Перед уходом на очередное задание она писала матери: «Я давно уже тебе не писала, но, право же, было невозможно. Я только что вернулась с дела и сейчас отдыхаю. Скоро снова уйду. Мне хотелось, чтобы ты посмотрела, как нас обмундировали! Теплое белье, валенки, телогрейки, варежки… Словом — опасности замерзнуть нет… От ночевок в лесу на снегу у меня была ангина, но сейчас я уже здорова. Вы мне мало пишете. Приехала с задания, побежала узнать, есть ли письма — и ничего.

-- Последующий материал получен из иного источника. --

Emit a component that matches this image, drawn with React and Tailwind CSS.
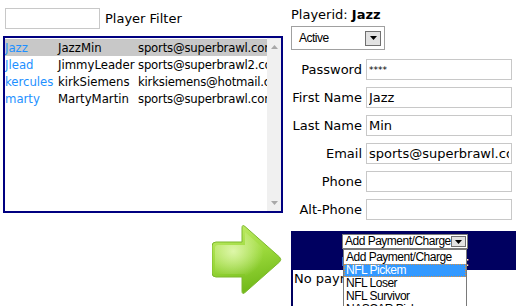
import React from 'react';

const players = [
  { id: 'Jazz', name: 'JazzMin', email: 'sports@superbrawl.com', selected: true },
  { id: 'Jlead', name: 'JimmyLeader', email: 'sports@superbrawl2.com' },
  { id: 'kercules', name: 'kirkSiemens', email: 'kirksiemens@hotmail.com' },
  { id: 'marty', name: 'MartyMartin', email: 'sports@superbrawl.com' },
];

const fields = [
  { label: 'Password', value: '****', small: true },
  { label: 'First Name', value: 'Jazz' },
  { label: 'Last Name', value: 'Min' },
  { label: 'Email', value: 'sports@superbrawl.com' },
  { label: 'Phone', value: '' },
  { label: 'Alt-Phone', value: '' },
];

const options = ['Add Payment/Charge', 'NFL Pickem', 'NFL Loser', 'NFL Survivor', 'NASCAR Pickem'];

const DropButton = () => (
  <div className="w-[16px] h-[15px] border border-[#707070] bg-[#e2e2e2] flex items-center justify-center">
    <svg width="7" height="4" viewBox="0 0 7 4">
      <path d="M0 0H7L3.5 4Z" fill="#000" />
    </svg>
  </div>
);

const GreenArrow = () => (
  <svg width="70" height="71" viewBox="0 0 70 71">
    <defs>
      <linearGradient id="ga" x1="0" y1="0" x2="0.3" y2="1">
        <stop offset="0" stopColor="#c6ef6e" />
        <stop offset="0.55" stopColor="#9ad83a" />
        <stop offset="1" stopColor="#74bb1c" />
      </linearGradient>
      <radialGradient id="gh" cx="0.3" cy="0.35" r="0.5">
        <stop offset="0" stopColor="#e4f9b4" stopOpacity="0.9" />
        <stop offset="1" stopColor="#e4f9b4" stopOpacity="0" />
      </radialGradient>
    </defs>
    <path
      d="M4 18H30V4Q30 0 33 2.5L67.5 33Q70 35.5 67.5 38L33 68.5Q30 71 30 67V53H4Q0 53 0 49V22Q0 18 4 18Z"
      fill="url(#ga)"
      stroke="#7cb82c"
      strokeWidth="1"
    />
    <path
      d="M6 21H33V8L64 35.5L33 63V50H6Q3 50 3 47V24Q3 21 6 21Z"
      fill="url(#gh)"
    />
  </svg>
);

export default function App() {
  return (
    <div className="w-[516px] h-[306px] overflow-hidden bg-white text-black font-['DejaVu_Sans',sans-serif] text-[13px]">
      <div className="flex h-[220px]">
        {/* player list */}
        <div className="w-[291px] shrink-0 pl-[3px]">
          <div className="flex items-center mt-[8px] ml-[2px]">
            <input className="w-[95px] h-[21px] border border-[#c8c8c8] outline-none" />
            <span className="ml-[5px] text-[13px] leading-[16px]">Player Filter</span>
          </div>
          <div className="mt-[7px] w-[280px] h-[177px] border-2 border-[#000080] flex">
            <div className="flex-1 overflow-hidden pt-[1px] font-['DejaVu_Sans_Condensed','DejaVu_Sans',sans-serif] font-stretch-condensed text-[13px]">
              {players.map((p) => (
                <div
                  key={p.id}
                  className={`flex h-[17px] items-center whitespace-nowrap ${p.selected ? 'bg-[#c8c8c8]' : ''}`}
                >
                  <span className="w-[53px] shrink-0 text-[#1e90ff]">{p.id}</span>
                  <span className="w-[80px] shrink-0">{p.name}</span>
                  <span className="shrink-0 tracking-[-0.2px]">{p.email}</span>
                </div>
              ))}
            </div>
            <div className="w-[14px] bg-[#f0f0f0] flex flex-col justify-between items-center">
              <div className="h-[17px] flex items-center">
                <svg width="7" height="4" viewBox="0 0 7 4"><path d="M0 4H7L3.5 0Z" fill="#a8a8a8" /></svg>
              </div>
              <div className="h-[17px] flex items-center">
                <svg width="7" height="4" viewBox="0 0 7 4"><path d="M0 0H7L3.5 4Z" fill="#a8a8a8" /></svg>
              </div>
            </div>
          </div>
        </div>

        {/* player detail */}
        <div className="flex-1">
          <div className="pt-[7px] leading-[16px]">
            Playerid: <b>Jazz</b>
          </div>
          <div className="mt-[3px] w-[94px] h-[24px] border border-[#a0a0a0] flex items-center justify-between pl-[7px] pr-[3px] font-['Liberation_Sans',sans-serif] text-[12px] tracking-[-0.5px]">
            <span>Active</span>
            <DropButton />
          </div>
          <div className="mt-[9px] flex flex-col gap-[7px]">
            {fields.map((f) => (
              <div key={f.label} className="flex items-center">
                <span className="w-[71px] text-right leading-[16px]">{f.label}</span>
                <input
                  readOnly
                  value={f.value}
                  className={`ml-[4px] w-[146px] h-[21px] border border-[#c8c8c8] px-[2px] outline-none ${f.small ? 'text-[9px]' : 'text-[13px]'}`}
                />
              </div>
            ))}
          </div>
        </div>
      </div>

      <div className="flex items-start">
        <div className="ml-[212px] mt-[4px]">
          <GreenArrow />
        </div>
        <div className="ml-[9px] mt-[11px] w-[228px] shrink-0">
          <div className="h-[39px] bg-[#000060] flex flex-col items-center">
            <div className="relative mt-[3px] w-[126px] h-[15px] bg-white border border-[#7a7a7a] flex items-center justify-between pl-[2px] pr-[1px] font-['Liberation_Sans',sans-serif] text-[12px] tracking-[-0.5px] leading-[13px] whitespace-nowrap">
              <span>Add Payment/Charge</span>
              <div className="w-[15px] h-[11px] border border-[#707070] bg-[#e2e2e2] flex items-center justify-center">
                <svg width="7" height="4" viewBox="0 0 7 4"><path d="M0 0H7L3.5 4Z" fill="#000" /></svg>
              </div>
              <div className="absolute left-[0px] top-[14px] w-[124px] bg-white border border-[#7a7a7a] pt-[1px] z-10">
                {options.map((o, i) => (
                  <div
                    key={o}
                    className={`h-[13px] leading-[13px] pl-[2px] ${i === 1 ? 'bg-[#3399ff] text-white outline-1 outline-dotted outline-[#e0903c] -outline-offset-1' : ''}`}
                  >
                    {o}
                  </div>
                ))}
              </div>
            </div>
            <div className="mt-[5px] text-white font-bold leading-[16px]">Existing Payment</div>
          </div>
          <div className="h-[60px] border-l-2 border-[#000060] pl-[1px] pt-[1px] leading-[16px]">No payments found</div>
        </div>
      </div>
    </div>
  );
}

Обидно, мамуля. Пиши чаще, сообщи всем нашим мой адрес. Не грусти, мамуля, все хорошо пока…»
Сестренке она писала: «Крепко целую тебя, мой милый Пепсик. Если бы ты знала, как я по тебе соскучилась. Недавно увидела твое фото — мордочку и расплакалась — грозный партизан!..»

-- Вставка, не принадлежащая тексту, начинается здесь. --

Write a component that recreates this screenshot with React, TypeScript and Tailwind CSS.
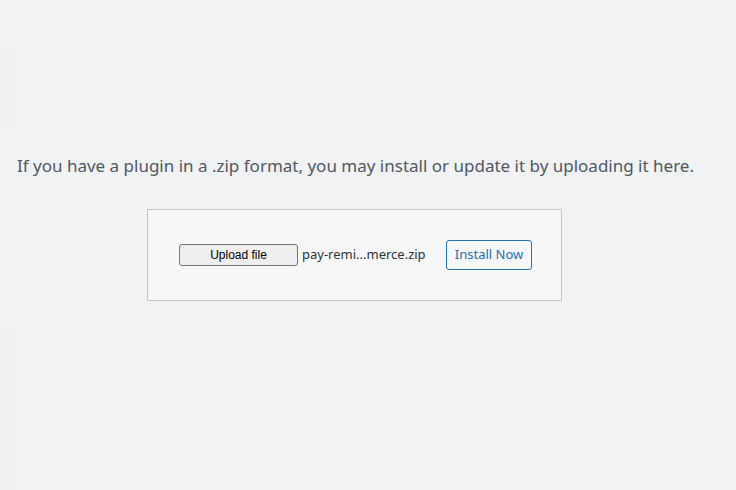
export default function App() {
  return (
    <div className="flex h-[490px] w-[736px] overflow-hidden bg-[#f1f2f4] font-['Noto_Sans',sans-serif]">
      {/* left edge strip */}
      <div className="flex w-4 flex-col">
        <div className="h-[46px]" />
        <div className="h-[80px] bg-[#f1f1f1]" />
        <div className="h-[204px]" />
        <div className="flex-1 bg-[#f1f1f1]" />
      </div>

      <div className="flex-1 pl-px pt-[154px]">
        <p className="text-[17px] leading-6 text-[#50575e]">
          If you have a plugin in a .zip format, you may install or update it by uploading it here.
        </p>

        <form className="ml-[130px] mt-[31px] flex w-[415px] items-center border border-[#c3c4c7] bg-[#f6f7f7] py-[30px] pl-[31px] pr-[29px]">
          <div className="flex items-center">
            <button
              type="button"
              className="h-[22px] w-[119px] rounded-[3px] border border-[#767676] bg-[#efefef] font-['Liberation_Sans',sans-serif] text-[12px] text-black"
            >
              Upload file
            </button>
            <span className="ml-[4px] text-[13px] text-[#2c3338]">pay-remi...merce.zip</span>
          </div>
          <button
            type="button"
            className="ml-auto h-[30px] w-[86px] rounded-[3px] border border-[#2271b1] bg-[#f6f7f7] text-[13px] text-[#2271b1]"
          >
            Install Now
          </button>
        </form>
      </div>
    </div>
  )
}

Еще в семнадцать лет, перечитывая весенним майским вечером первую тетрадь своего дневника, Нина написала: «Просматриваю свое прошлое, как киноленту… Прощай, иди в архив. Пройдут года, и, может быть, отряхнув с тебя пыль, я буду с грустью перелистывать пожелтевшие листы, вспоминать и плакать над ушедшей юностью…»

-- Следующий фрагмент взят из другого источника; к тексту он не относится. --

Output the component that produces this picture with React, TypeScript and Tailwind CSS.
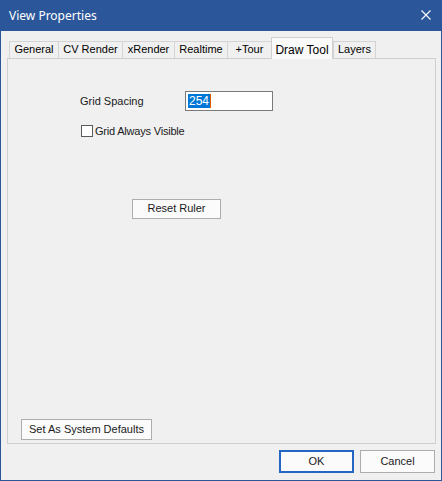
import React from "react";

// Tab labels with their measured widths (px)
const TABS = [
    { label: "General", w: 49 },
    { label: "CV Render", w: 64 },
    { label: "xRender", w: 52 },
    { label: "Realtime", w: 53 },
    { label: "+Tour", w: 44 },
    { label: "Draw Tool", w: 62, active: true },
    { label: "Layers", w: 43 },
];

const ui = { fontFamily: '"Liberation Sans", Arial, sans-serif' };

function WinButton({ children, className = "" }: { children: React.ReactNode; className?: string }) {
    return (
        <div className={`flex items-center justify-center bg-[#fbfbfb] text-[11px] text-[#1a1a1a] ${className}`}>
            {children}
        </div>
    );
}

export default function App() {
    return (
        <div className="w-[442px] h-[481px] bg-[#2b579a] flex flex-col select-none" style={ui}>
            {/* Title bar */}
            <div className="h-[31px] flex items-center justify-between pl-[9px] pr-[11px] shrink-0">
                <span className="text-white text-[12px]" style={{ fontFamily: '"Noto Sans", "Open Sans", sans-serif' }}>
                    View Properties
                </span>
                <svg width="10" height="10" viewBox="0 0 10 10" className="mt-[-1px]">
                    <path d="M0.5 0.5 L9.5 9.5 M9.5 0.5 L0.5 9.5" stroke="#fff" strokeWidth="1.1" />
                </svg>
            </div>

            {/* Client area */}
            <div className="flex-1 mx-[1px] mb-[1px] bg-[#f0f0f0] flex flex-col">
                {/* Tab strip */}
                <div className="flex items-end h-[27px] pl-[8px] shrink-0">
                    {TABS.map((t) =>
                        t.active ? (
                            <div
                                key={t.label}
                                style={{ width: t.w }}
                                className="h-[22px] mb-[-1px] relative z-10 bg-[#fafafa] border border-b-0 border-[#cfcfcf] flex items-center justify-center text-[12px] text-black pt-[2px]"
                            >
                                {t.label}
                            </div>
                        ) : (
                            <div
                                key={t.label}
                                style={{ width: t.w }}
                                className={`h-[17px] bg-[#f0f0f0] border-t border-l border-[#d4d4d4] flex items-center justify-center text-[11px] text-black pb-[1px] ${t.label === "Layers" ? "border-r" : ""}`}
                            >
                                {t.label}
                            </div>
                        )
                    )}
                </div>

                {/* Tab page */}
                <div className="ml-[6px] w-[429px] h-[386px] border border-[#cfcfcf] bg-[#f0f0f0] flex flex-col shrink-0">
                    <div className="flex items-center mt-[32px] ml-[72px]">
                        <span className="text-[11px] text-[#1a1a1a] w-[105px]">Grid Spacing</span>
                        <div className="w-[88px] h-[20px] bg-white border border-[#7a7a7a] flex items-center pl-[2px]">
                            <span className="bg-[#0078d7] text-white text-[12px] leading-[14px] px-[1px]">254</span>
                            <span className="w-[1px] h-[14px] bg-[#e35b00]" />
                        </div>
                    </div>
                    <div className="flex items-center mt-[12px] ml-[73px] gap-[2px]">
                        <div className="w-[12px] h-[12px] bg-white border border-[#5a5a5a]" />
                        <span className="text-[11px] tracking-[-0.2px] text-[#1a1a1a]">Grid Always Visible</span>
                    </div>

                    <WinButton className="ml-[124px] mt-[59px] w-[89px] h-[20px] border border-[#adadad]">Reset Ruler</WinButton>

                    <WinButton className="ml-[13px] mt-auto mb-[3px] w-[131px] h-[21px] border border-[#adadad]">
                        Set As System Defaults
                    </WinButton>
                </div>

                {/* Footer */}
                <div className="flex justify-end gap-[6px] pr-[6px] pt-[6px]">
                    <WinButton className="w-[75px] h-[23px] border-2 border-[#2566c2]">OK</WinButton>
                    <WinButton className="w-[75px] h-[23px] border border-[#adadad]">Cancel</WinButton>
                </div>
            </div>
        </div>
    );
}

Но мертвые остаются молодыми. Нина никогда больше не видела своих дневников, никогда не вернулась в Москву, в свой дом, в свою комнату. Она, как и Гриша, ее первая, школьная любовь, не дожила до Нового года.
Долго искал я следы Нины, опрашивал друзей по части, но никто не знает, как умерла Нина. Верят все, кто знал ее, что умерла достойно, была хорошим разведчиком, верным товарищем на задании. Мне удалось узнать, что на последнее задание Нина пошла в угрюмые сосновые леса за Наро-Фоминск, недалеко от тех мест, в которых погибли и Зоя и Вера.
Стремясь узнать, как погибла Нина, несколько лет тому назад я опубликовал в «Огоньке» очерк «О них молчали сводки», в котором писал:
«19 ноября 1941 года под Наро-Фоминском, кроме Нины, погибла большая группа наших разведчиков, защитников Москвы: Александр Алексеевич Акулин из подмосковного поселка Крюково, Василий Алексеевич Башлыков и Виктор Алексеевич Балмашев из города Гусь-Хрустального, Вера Георгиевна Данилова — с Тверского бульвара, Александр Михайлович Филюшкин — москвич с улицы Чкаловской, Зинаида Кузьминична Шмелькова — с Большой Московской улицы, В. А. Мурашко — с улицы Мантулинской и И. Д. Еремин, который не оставил ни адреса, ни расшифровки своих инициалов.
Пусть отзовется каждый, кто знал этих людей, кто знает об их гибели!»
Несмотря на изрядный тираж «Огонька» и популярность этого журнала, мой зов остался не услышанным — никто не отозвался. Ведь столько лет прошло. И время бежит.
Но я все еще не теряю надежды. Родные Нины получили коротенькое официальное извещение:
НКО СССР
Генеральный штаб КА
20 января 1945 г.
Костериной Анне Михайловне
ИЗВЕЩЕНИЕ № 54
Ваша дочь КОСТЕРИНА Нина Алексеевна, уроженка г. Москвы, в бою за социалистическую Родину, верная воинской присяге, проявив геройство и мужество, погибла при выполнении боевого задания в декабре 1941 года.
Начальник ОК
Никогда не узнает Нина, что гитлеровцы успеют перед своим разгромом под столицей разрушить на подмосковной земле дом Чайковского в Клину, домик Чехова в Истре и Новоиерусалимский монастырь с собором гениального Растрелли и скитом Никона, Бородинский музей. Никогда не узнает она, какой замечательной победой закончится наступление Красной Армии под Москвой, но она, разведчица этой армии, отдала самое дорогое, пожертвовала всем для этой победы, погибла, как погибли десятки тысяч бойцов под великой Москвой. Как неизвестный солдат.
Нина, Ниночка… Твой любимый поэт Генрих Гейне говорил, что с каждым человеком умирает целый мир. Мир, который умер с тобой, был богатый, сверкающий множеством граней, солнечный мир, полный любви и радости. Через много лет после войны он вдруг раскрылся и заблистал перед всеми, твой мир, потому что дневники твои были опубликованы в журнале «Новый мир». Для меня они особенно ценны, потому что твой мир из одного созвездия с мирами Зои, Веры, Ларисы, с мирами всех ребят и девчат в/ч 9903. Как свет умершей звезды доходит через много лет до нашей планеты, так и до нас дошли твои дневники.